START STORED DATA

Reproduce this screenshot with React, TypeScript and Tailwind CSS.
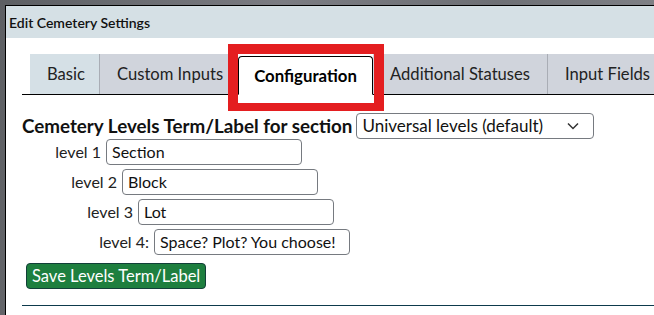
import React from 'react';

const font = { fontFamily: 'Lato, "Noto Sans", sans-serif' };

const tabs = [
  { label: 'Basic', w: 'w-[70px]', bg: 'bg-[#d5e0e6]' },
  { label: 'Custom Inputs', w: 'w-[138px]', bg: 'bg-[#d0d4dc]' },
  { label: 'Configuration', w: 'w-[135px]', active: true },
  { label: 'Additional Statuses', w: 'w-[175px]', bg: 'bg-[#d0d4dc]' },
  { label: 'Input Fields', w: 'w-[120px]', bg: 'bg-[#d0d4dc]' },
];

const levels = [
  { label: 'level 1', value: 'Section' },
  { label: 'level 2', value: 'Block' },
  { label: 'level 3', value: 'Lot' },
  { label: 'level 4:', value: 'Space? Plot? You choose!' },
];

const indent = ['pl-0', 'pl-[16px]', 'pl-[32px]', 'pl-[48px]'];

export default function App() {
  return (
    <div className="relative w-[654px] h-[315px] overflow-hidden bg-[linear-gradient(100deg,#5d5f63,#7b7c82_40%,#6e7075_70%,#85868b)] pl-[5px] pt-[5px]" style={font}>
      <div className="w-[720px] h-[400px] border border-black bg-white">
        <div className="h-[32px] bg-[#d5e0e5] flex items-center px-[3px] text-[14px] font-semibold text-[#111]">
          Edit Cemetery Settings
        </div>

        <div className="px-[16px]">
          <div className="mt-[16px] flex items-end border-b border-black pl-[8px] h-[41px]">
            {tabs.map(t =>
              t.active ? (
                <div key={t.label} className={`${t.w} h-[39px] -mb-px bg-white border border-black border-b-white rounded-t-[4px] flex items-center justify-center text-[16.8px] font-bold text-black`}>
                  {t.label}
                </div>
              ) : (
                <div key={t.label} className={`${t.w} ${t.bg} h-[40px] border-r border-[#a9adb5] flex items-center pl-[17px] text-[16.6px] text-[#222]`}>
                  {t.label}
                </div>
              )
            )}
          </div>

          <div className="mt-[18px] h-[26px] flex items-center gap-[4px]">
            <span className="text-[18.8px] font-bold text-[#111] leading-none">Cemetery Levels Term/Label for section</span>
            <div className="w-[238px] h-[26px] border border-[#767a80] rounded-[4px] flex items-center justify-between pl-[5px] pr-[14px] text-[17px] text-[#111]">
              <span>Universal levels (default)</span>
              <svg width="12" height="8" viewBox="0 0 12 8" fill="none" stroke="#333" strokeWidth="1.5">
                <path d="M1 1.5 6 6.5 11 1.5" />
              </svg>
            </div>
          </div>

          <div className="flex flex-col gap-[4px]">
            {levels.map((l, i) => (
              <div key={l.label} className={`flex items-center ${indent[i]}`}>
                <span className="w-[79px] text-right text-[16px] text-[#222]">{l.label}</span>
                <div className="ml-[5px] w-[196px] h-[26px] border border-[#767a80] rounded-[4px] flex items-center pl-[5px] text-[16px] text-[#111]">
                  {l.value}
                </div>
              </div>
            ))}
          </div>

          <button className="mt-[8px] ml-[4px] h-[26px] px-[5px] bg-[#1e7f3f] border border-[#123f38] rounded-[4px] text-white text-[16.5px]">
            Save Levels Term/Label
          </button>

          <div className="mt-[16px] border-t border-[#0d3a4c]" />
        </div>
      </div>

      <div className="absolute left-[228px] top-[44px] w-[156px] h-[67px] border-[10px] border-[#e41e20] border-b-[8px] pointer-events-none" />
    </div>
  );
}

END STORED DATA

_JOB_:
Give back exactly the lines from the first line of the data through the line with "const indent = ['pl-0', 'pl-[16px]', 'pl-[32px]', 'pl-[48px]'];", pictures excluded.

_EXERCISE RESPONSE_:
Reproduce this screenshot with React, TypeScript and Tailwind CSS.
import React from 'react';

const font = { fontFamily: 'Lato, "Noto Sans", sans-serif' };

const tabs = [
  { label: 'Basic', w: 'w-[70px]', bg: 'bg-[#d5e0e6]' },
  { label: 'Custom Inputs', w: 'w-[138px]', bg: 'bg-[#d0d4dc]' },
  { label: 'Configuration', w: 'w-[135px]', active: true },
  { label: 'Additional Statuses', w: 'w-[175px]', bg: 'bg-[#d0d4dc]' },
  { label: 'Input Fields', w: 'w-[120px]', bg: 'bg-[#d0d4dc]' },
];

const levels = [
  { label: 'level 1', value: 'Section' },
  { label: 'level 2', value: 'Block' },
  { label: 'level 3', value: 'Lot' },
  { label: 'level 4:', value: 'Space? Plot? You choose!' },
];

const indent = ['pl-0', 'pl-[16px]', 'pl-[32px]', 'pl-[48px]'];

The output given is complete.